PUNE, June 14: I have often been flabbergasted by this rare phenomenon in the city. If you are an avid and serious movie-watcher, you also must have experienced the same. There is an inexplicable impatience in the air and you notice it towards the end of a movie.
Everywhere else, particularly in the heartlands of cinema like Maharashatra, Bengal or the entire South India, people get up only after the credit lines have finished. Here, forget about the credit lines, they are never shown, the hall is up on its feet even before the film is over. Recently we went to watch James Cameron’s epochal production, Titanic’.
The story was coming to an end. Gloria Stuart, the old version of Rose, had just dropped the coveted diamond into the ocean and after panning the old portraits and her sleeping face the camera slips from reality into her cherished dream.
There is darkness on the screen for that fraction of a second. Oh, that was enough, the people put the final stop on the movie and stood up. There was a bunch of young men in front of us. Without realising the relevance of the romantic music that was still on, they got into a heated argument. Over what? If this picture were made in Bollywood, how they would have ended it?’ My irritated request to them to shut up and the sudden lighting up of the screen made them realise that the film’s final shot was yet to come.
This is a standard pattern here. Why is this great hurry to leave the hall? When you have bought the tickets and have decided to sit through the film, why not extend it for another few minutes and relish the culmination?
For when you are in the last scene, you get transported into a different mental frame. But, unfortunately, that is the time for the clink-clank of bottles, the clap’ of the chairs and the discussion to erupt. All these when the winding-up scene is in progress on the screen. Film-viewing is a serious business unless it is some slapstick like Deewana Mastana’ or a thorough formula film like Aaj ka Gundaraj’. When you are out there to watch a serious film, have a little more patience for the director and the actors have spent months, even years as in the case of Titanic’, to put forth a human interest story for you. Your patience will make you enjoy the film more as you can partake each aspect and detail which can be relished later on. But for that you have to get rid of this contagious disease of impetuousness.
You can detect this impatience on the road too, the same urge to reach somewhere as if there is no tomorrow. It is more evident at the traffic light interjections. The light on the other side has only to turn yellow, before your red becomes green, for people to move ahead, risking themselves and the remaining drivers from the other side, and for those behind to start their honking business.

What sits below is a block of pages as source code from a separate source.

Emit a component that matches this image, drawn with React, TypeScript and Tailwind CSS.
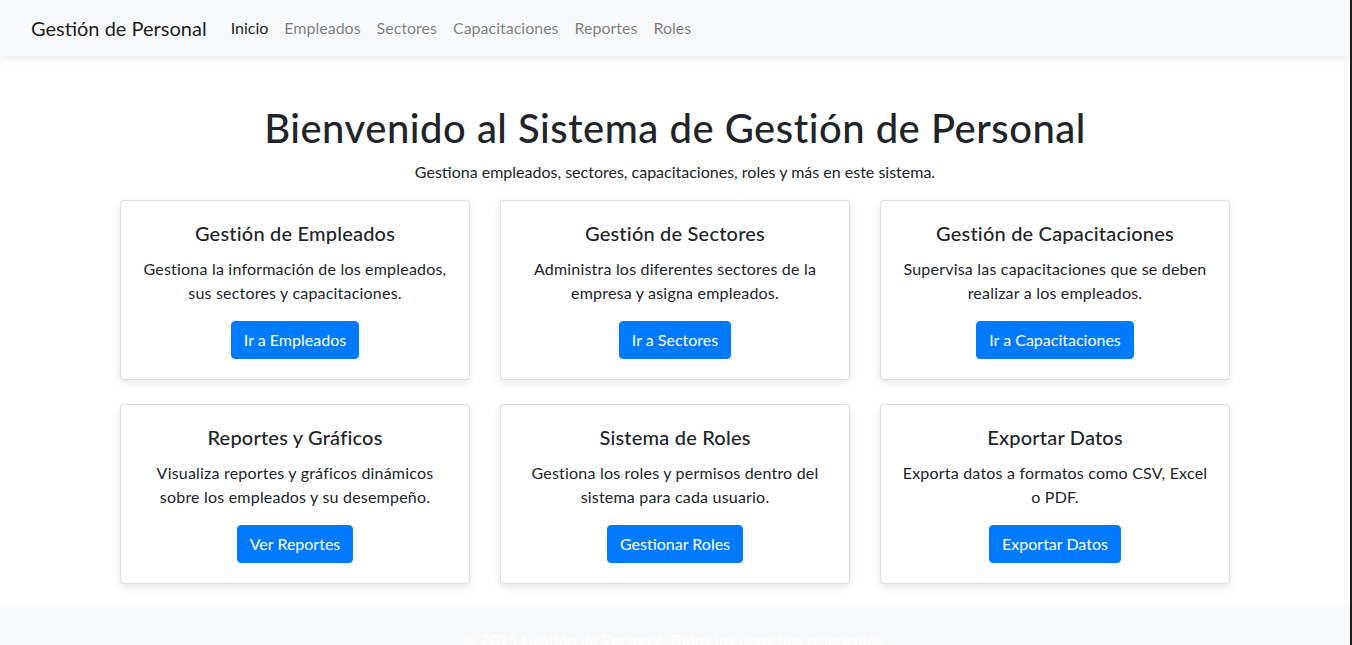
const navLinks = ['Inicio', 'Empleados', 'Sectores', 'Capacitaciones', 'Reportes', 'Roles'];

const cards = [
  {
    title: 'Gestión de Empleados',
    text: 'Gestiona la información de los empleados, sus sectores y capacitaciones.',
    button: 'Ir a Empleados',
  },
  {
    title: 'Gestión de Sectores',
    text: 'Administra los diferentes sectores de la empresa y asigna empleados.',
    button: 'Ir a Sectores',
  },
  {
    title: 'Gestión de Capacitaciones',
    text: 'Supervisa las capacitaciones que se deben realizar a los empleados.',
    button: 'Ir a Capacitaciones',
  },
  {
    title: 'Reportes y Gráficos',
    text: 'Visualiza reportes y gráficos dinámicos sobre los empleados y su desempeño.',
    button: 'Ver Reportes',
  },
  {
    title: 'Sistema de Roles',
    text: 'Gestiona los roles y permisos dentro del sistema para cada usuario.',
    button: 'Gestionar Roles',
  },
  {
    title: 'Exportar Datos',
    text: 'Exporta datos a formatos como CSV, Excel o PDF.',
    button: 'Exportar Datos',
  },
];

export default function App() {
  return (
    <div className="h-screen overflow-hidden flex flex-col bg-white text-[#212529] font-['Lato',sans-serif] text-[16px] leading-6 border-r-2 border-[#1e1e1e]">
      {/* Navbar */}
      <nav className="relative z-10 h-14 shrink-0 flex items-center px-[31px] bg-[#f8f9fa] shadow-[0_3px_8px_rgba(0,0,0,0.09)]">
        <span className="text-[20px] leading-[30px] text-black/90 mr-4">Gestión de Personal</span>
        <ul className="flex">
          {navLinks.map((link, i) => (
            <li key={link}>
              <a className={`block px-2 py-2 ${i === 0 ? 'text-black/90' : 'text-black/50'}`}>{link}</a>
            </li>
          ))}
        </ul>
      </nav>

      {/* Main */}
      <main className="w-[1140px] mx-auto px-[15px] pt-12 shrink-0">
        <h1 className="text-[40px] leading-[48px] font-medium tracking-[0.5px] text-center mb-2">
          Bienvenido al Sistema de Gestión de Personal
        </h1>
        <p className="text-center mb-4">Gestiona empleados, sectores, capacitaciones, roles y más en este sistema.</p>

        <div className="grid grid-cols-3 gap-x-[30px] gap-y-6">
          {cards.map((card) => (
            <div
              key={card.title}
              className="border border-black/[0.125] rounded bg-white shadow-[0_3px_8px_rgba(0,0,0,0.1)] p-5 text-center"
            >
              <h5 className="text-[20px] leading-6 font-medium tracking-[0.2px] mb-3">{card.title}</h5>
              <p className="mb-4 tracking-[0.2px]">{card.text}</p>
              <button className="bg-[#007bff] text-white rounded px-3 py-[6px] leading-6 border border-[#007bff]">
                {card.button}
              </button>
            </div>
          ))}
        </div>
      </main>

      {/* Footer */}
      <footer className="mt-5 bg-[#f8f9fa] py-6 text-center text-white shrink-0">
        <p>© 2025 Gestión de Personal. Todos los derechos reservados.</p>
      </footer>
    </div>
  );
}
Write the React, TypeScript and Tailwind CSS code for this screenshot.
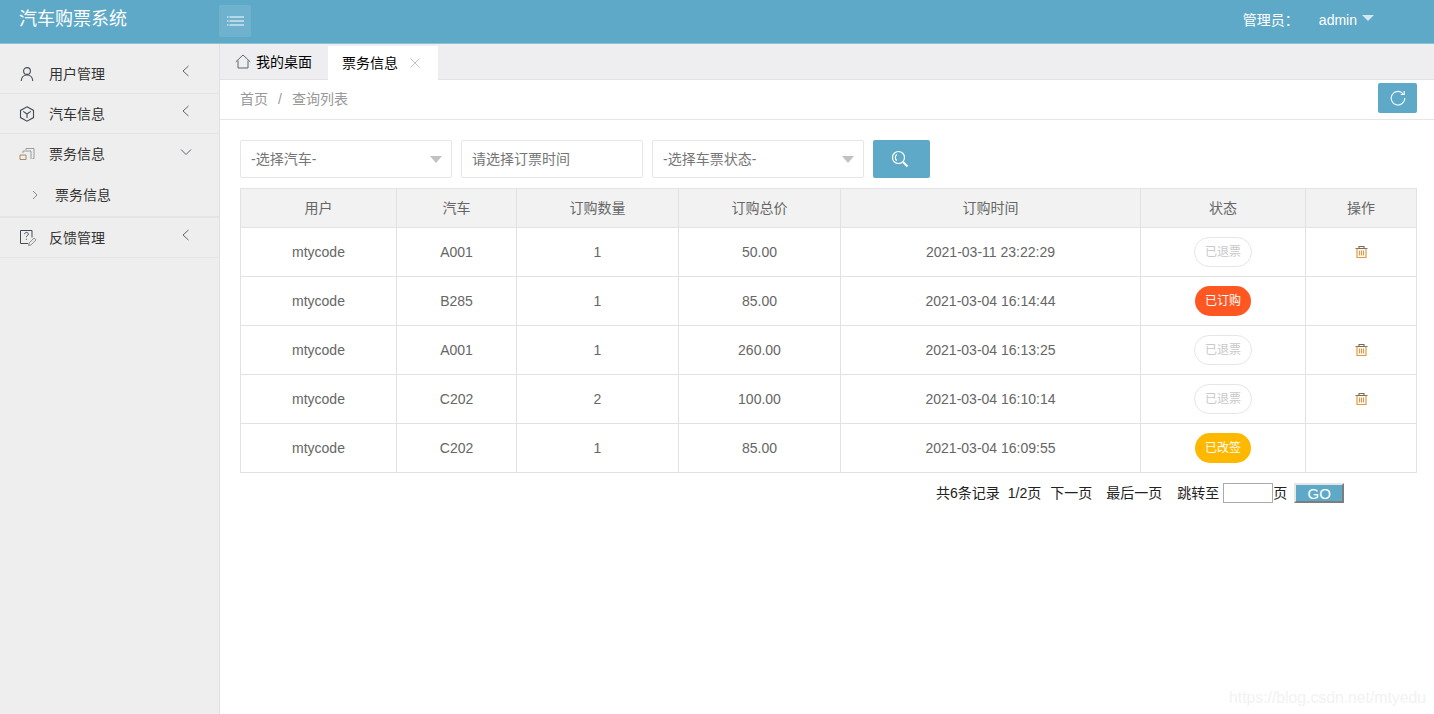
/**
 * Bus ticket admin page - ticket list
 */

import type { ReactNode } from 'react';

const FONT = "font-['Liberation_Sans','Noto_Sans_CJK_SC',sans-serif]";

type Status = 'refunded' | 'ordered' | 'changed';

const rows: { user: string; bus: string; qty: number; total: string; time: string; status: Status }[] = [
  { user: 'mtycode', bus: 'A001', qty: 1, total: '50.00', time: '2021-03-11 23:22:29', status: 'refunded' },
  { user: 'mtycode', bus: 'B285', qty: 1, total: '85.00', time: '2021-03-04 16:14:44', status: 'ordered' },
  { user: 'mtycode', bus: 'A001', qty: 1, total: '260.00', time: '2021-03-04 16:13:25', status: 'refunded' },
  { user: 'mtycode', bus: 'C202', qty: 2, total: '100.00', time: '2021-03-04 16:10:14', status: 'refunded' },
  { user: 'mtycode', bus: 'C202', qty: 1, total: '85.00', time: '2021-03-04 16:09:55', status: 'changed' },
];

function UserIcon() {
  return (
    <svg width="16" height="16" viewBox="0 0 16 16" fill="none" stroke="#444b55" strokeWidth="1.1">
      <circle cx="8" cy="5" r="3.4" />
      <path d="M2.2 15c.3-3.6 2.4-6 5.8-6s5.5 2.4 5.8 6" />
    </svg>
  );
}

function BoxIcon() {
  return (
    <svg width="16" height="16" viewBox="0 0 16 16" fill="none" stroke="#444b55" strokeWidth="1.1">
      <path d="M8 .8l6.500 3.600v7.200L8 15.200l-6.500-3.600V4.400z" />
      <path d="M4.200 5.400L8 8l3.800-2.600M8 8v4" />
    </svg>
  );
}

function TicketIcon() {
  return (
    <svg width="16" height="16" viewBox="0 0 16 16" fill="none" stroke="#9a9a9a" strokeWidth="1">
      <path d="M7 4V2.500h8v10h-1.500" />
      <path d="M4 7V5h8v8" />
      <path d="M1 13.500V9h6v4.500z" stroke="#a88a66" />
    </svg>
  );
}

function FeedbackIcon() {
  return (
    <svg width="18" height="18" viewBox="0 0 18 18" fill="none" stroke="#444b55" strokeWidth="1">
      <path d="M9 14.500H1.500V1.500h11.500v7" />
      <path d="M5.500 5.200c.2-1.200 1-1.800 1.900-1.800 1.100 0 1.900.7 1.900 1.700 0 1.500-1.900 1.500-1.900 3.100M7.400 9.800v1" />
      <path d="M9.500 16.500l.6-2.500 5-5 1.900 1.900-5 5z" stroke="#8c8c8c" />
    </svg>
  );
}

function SideChevron({ open = false }: { open?: boolean }) {
  return (
    <svg width="12" height="12" viewBox="0 0 12 12" fill="none" stroke="#5f6670" strokeWidth="1">
      {open ? <path d="M1 3.500l5 5 5-5" /> : <path d="M8.500 1L3 6l5.500 5" />}
    </svg>
  );
}

function TrashIcon() {
  return (
    <svg className="-mt-px" width="13" height="13" viewBox="0 0 13 13" fill="none" stroke="#7d6a55" strokeWidth="1.1">
      <path d="M.5 3.500h12M4 3.500V1.500h5v2" />
      <path d="M2 3.500v9h9v-9" stroke="#e09a45" strokeWidth="1.2" />
      <path d="M4.500 5.500v5M6.500 5.500v5M8.500 5.500v5" stroke="#e09a45" strokeWidth="1.2" />
    </svg>
  );
}

function MenuItem({ icon, label, open, className = '' }: { icon: ReactNode; label: string; open?: boolean; className?: string }) {
  return (
    <div className={`flex h-10 items-center border-b border-[#e4e4e4] pl-[19px] pr-[27px] text-[14px] text-[#333] ${className}`}>
      <span className="flex w-[30px] shrink-0">{icon}</span>
      <span className="mt-px flex-1">{label}</span>
      <span className="-mt-[5px]">
        <SideChevron open={open} />
      </span>
    </div>
  );
}

function Sidebar() {
  return (
    <aside className="w-[220px] shrink-0 border-r border-[#e0e0e0] bg-[#eeeeee] pt-[10px]">
      <MenuItem icon={<UserIcon />} label="用户管理" />
      <MenuItem icon={<BoxIcon />} label="汽车信息" />
      <MenuItem icon={<TicketIcon />} label="票务信息" open className="border-b-0" />
      <div className="flex h-[44px] items-center border-b-2 border-[#e4e4e4] pl-[31px] text-[14px] text-[#333]">
        <svg width="8" height="10" viewBox="0 0 8 10" fill="none" stroke="#7e8b99" strokeWidth="1">
          <path d="M2 1l4 4-4 4" />
        </svg>
        <span className="ml-[16px]">票务信息</span>
      </div>
      <MenuItem icon={<FeedbackIcon />} label="反馈管理" />
    </aside>
  );
}

function Select({ label, width }: { label: string; width: string }) {
  return (
    <div className={`flex h-[38px] items-center justify-between rounded-[2px] border border-[#e6e6e6] bg-white pl-[10px] pr-[9px] text-[14px] text-[#757575] ${width}`}>
      <span>{label}</span>
      <span className="h-0 w-0 border-x-[6px] border-t-[7px] border-x-transparent border-t-[#c2c2c2]" />
    </div>
  );
}

function StatusBadge({ status }: { status: Status }) {
  if (status === 'refunded') {
    return (
      <span className="inline-flex h-[30px] w-[58px] items-center justify-center rounded-full border border-[#e6e6e6] bg-white text-[12px] text-[#c9c9c9]">
        已退票
      </span>
    );
  }
  return (
    <span
      className={`inline-flex h-[30px] w-[56px] items-center justify-center rounded-full text-[12px] text-white ${
        status === 'ordered' ? 'bg-[#ff5722]' : 'bg-[#ffb800]'
      }`}
    >
      {status === 'ordered' ? '已订购' : '已改签'}
    </span>
  );
}

function TicketTable() {
  const headers = ['用户', '汽车', '订购数量', '订购总价', '订购时间', '状态', '操作'];
  const cell = 'border border-[#e2e2e2] p-0 text-center align-middle';

  return (
    <table className="w-[1176px] table-fixed border-collapse text-[14px] text-[#666]">
      <colgroup>
        <col className="w-[156px]" />
        <col className="w-[120px]" />
        <col className="w-[162px]" />
        <col className="w-[162px]" />
        <col className="w-[300px]" />
        <col className="w-[165px]" />
        <col className="w-[111px]" />
      </colgroup>
      <thead>
        <tr className="h-[39px] bg-[#f2f2f2]">
          {headers.map((h) => (
            <th key={h} className={`${cell} font-normal`}>
              {h}
            </th>
          ))}
        </tr>
      </thead>
      <tbody>
        {rows.map((r) => (
          <tr key={r.time} className="h-[49px]">
            <td className={cell}>{r.user}</td>
            <td className={cell}>{r.bus}</td>
            <td className={cell}>{r.qty}</td>
            <td className={cell}>{r.total}</td>
            <td className={cell}>{r.time}</td>
            <td className={cell}>
              <div className="flex items-center justify-center">
                <StatusBadge status={r.status} />
              </div>
            </td>
            <td className={cell}>
              {r.status === 'refunded' && (
                <div className="flex justify-center">
                  <TrashIcon />
                </div>
              )}
            </td>
          </tr>
        ))}
      </tbody>
    </table>
  );
}

export default function App() {
  return (
    <div className={`relative flex h-[714px] w-[1434px] flex-col overflow-hidden bg-white ${FONT}`}>
      {/* Header */}
      <header className="flex h-11 shrink-0 items-start border-b border-[#8dc0d6] bg-[#5fa9c8] text-white">
        <div className="mt-[7px] w-[219px] pl-[19px] text-[18px] leading-6">汽车购票系统</div>
        <button className="mt-[5px] flex h-8 w-8 items-center justify-center rounded-[2px] bg-[#6fb2ce]">
          <svg width="17" height="10" viewBox="0 0 17 10" fill="none" stroke="#fff" strokeWidth="1">
            <path d="M0 1h1.500M2.500 1h14.500M0 5h1.500M2.500 5h14.500M0 9h1.500M2.500 9h14.500" />
          </svg>
        </button>
        <div className="ml-auto mr-[60px] mt-[12px] flex items-center text-[14px] leading-4">
          <span>管理员：</span>
          <span className="ml-[20px]">admin</span>
          <span className="mb-[5px] ml-[5px] h-0 w-0 border-x-[6px] border-t-[6px] border-x-transparent border-t-[#d6e8f0]" />
        </div>
      </header>

      <div className="flex min-h-0 flex-1">
        <Sidebar />

        <main className="flex min-w-0 flex-1 flex-col">
          {/* Tabs */}
          <div className="flex h-9 shrink-0 items-end border-b border-[#e2e2e2] bg-[#eeeef0]">
            <div className="flex h-[34px] w-[108px] items-center pl-[15px] text-[14px] text-black">
              <svg width="16" height="16" viewBox="0 0 16 16" fill="none" stroke="#5a6675" strokeWidth="1">
                <path d="M.8 7.800L8 1l7.200 6.800M3 6.500V14h10V6.500" />
              </svg>
              <span className="ml-[5px]">我的桌面</span>
            </div>
            <div className="-mb-px flex h-[34px] w-[110px] items-center bg-white pl-[14px] text-[14px] text-black">
              <span>票务信息</span>
              <svg className="ml-[12px]" width="10" height="10" viewBox="0 0 10 10" fill="none" stroke="#c4c4c4" strokeWidth="1">
                <path d="M.5.500l9 9M9.500.500l-9 9" />
              </svg>
            </div>
          </div>

          {/* Breadcrumb */}
          <div className="flex h-10 shrink-0 items-center border-b border-[#e6e6e6] pl-5 pr-[17px] text-[14px] text-[#999]">
            <span>首页</span>
            <span className="mx-[10px]">/</span>
            <span>查询列表</span>
            <button className="-mt-[4px] ml-auto flex h-[30px] w-[39px] items-center justify-center rounded-[2px] bg-[#5fa9c8]">
              <svg width="16" height="16" viewBox="0 0 16 16" fill="none" stroke="#fff" strokeWidth="1.1">
                <path d="M13.200 3.800A6.800 6.800 0 1 0 14.800 8" />
                <path d="M14.200 1v3.500h-3.500" />
              </svg>
            </button>
          </div>

          {/* Content */}
          <div className="flex-1 pl-5 pt-5">
            <div className="flex gap-[9px]">
              <Select label="-选择汽车-" width="w-[212px]" />
              <div className="flex h-[38px] w-[182px] items-center rounded-[2px] border border-[#e6e6e6] pl-[10px] text-[14px] text-[#757575]">
                请选择订票时间
              </div>
              <Select label="-选择车票状态-" width="w-[212px]" />
              <button className="flex h-[38px] w-[57px] items-center justify-center rounded-[2px] bg-[#5fa9c8] pr-[4px]">
                <svg width="18" height="18" viewBox="0 0 18 18" fill="none" stroke="#fff" strokeWidth="1.2">
                  <circle cx="7.500" cy="7.500" r="6" />
                  <path d="M6 4.500a3.500 3.500 0 0 0 0 6" />
                  <path d="M12 12l4.500 4.500" strokeWidth="2" />
                </svg>
              </button>
            </div>

            <div className="mt-[10px]">
              <TicketTable />
            </div>

            {/* Pagination */}
            <div className="mt-[10px] flex h-5 items-center pl-[696px] text-[14px] text-[#222]">
              <span>共6条记录</span>
              <span className="ml-[8px]">1/2页</span>
              <span className="ml-[9px]">下一页</span>
              <span className="ml-[14px]">最后一页</span>
              <span className="ml-[15px]">跳转至</span>
              <input className="ml-[4px] h-5 w-[50px] border border-[#aaa] bg-white" />
              <span>页</span>
              <button className="ml-[7px] h-5 w-[50px] border-2 border-t-[#e6e6e6] border-l-[#e6e6e6] border-r-[#7d7d7d] border-b-[#7d7d7d] bg-[#5fa9c8] text-[15px] leading-none text-white">
                GO
              </button>
            </div>
          </div>
        </main>
      </div>

      {/* csdn watermark */}
      <div className="absolute bottom-[6px] right-[8px] text-[15.75px] leading-5 text-[#f2f2f2]">https://blog.csdn.net/mtyedu</div>
    </div>
  );
}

Once a Norwegian pillionrode on my scooter and after crossing two such traffic lights, his shocked reaction came, “Why are they honking like this? It is dual-way-system. If we do such things in Norway, our licences will be revoked.” I told him, “My dear friend, this is India. The whole country is run in this bulldozing manner. See, ours is a poor country, so it is survival of the fittest.”
You may have been victim to such hurry on the road many times. I have often been witness to many accidents wherein a little more caution and yes, patience of course, could have resulted in saving a life or two. But then some people are so incorrigible that their irresistible itch to race off at the traffic lights cannot be curtailed by a screaming you or me, but by only an effective police. In Kerala, we have a funny query to anyone found dashing on the road, especially the youngsters on their mobikes. When I was in college, our gang’s favourite pastime used to be this on freaky evenings.
We would stop such a racer and would ask, “Are you going to buy Vayu Guliga‘ for your mother?” Now, to enjoy this small joke, let me explain; the Vayu Guliga’ is an ayurvedic tablet, small white one that melts in the mouth, which is given to a dying person to ease the last breath. The expansion, on seeing the girls, and the contraction later on of his face would set us off into peels of laughter.
Now as I look back at this impatience, a byproduct of Manmohanomics and PV’s liberalisation drive, it is Rose’s comment regarding the elite class passengers in the Ship of Dreams’ that keeps coming back. “You know these nouveau riche, they just flaunt their wealth but do not know how to enjoy life.” I hope people in this City of Indian Dreams’ will take cue and enjoy life with a little more patience, please.’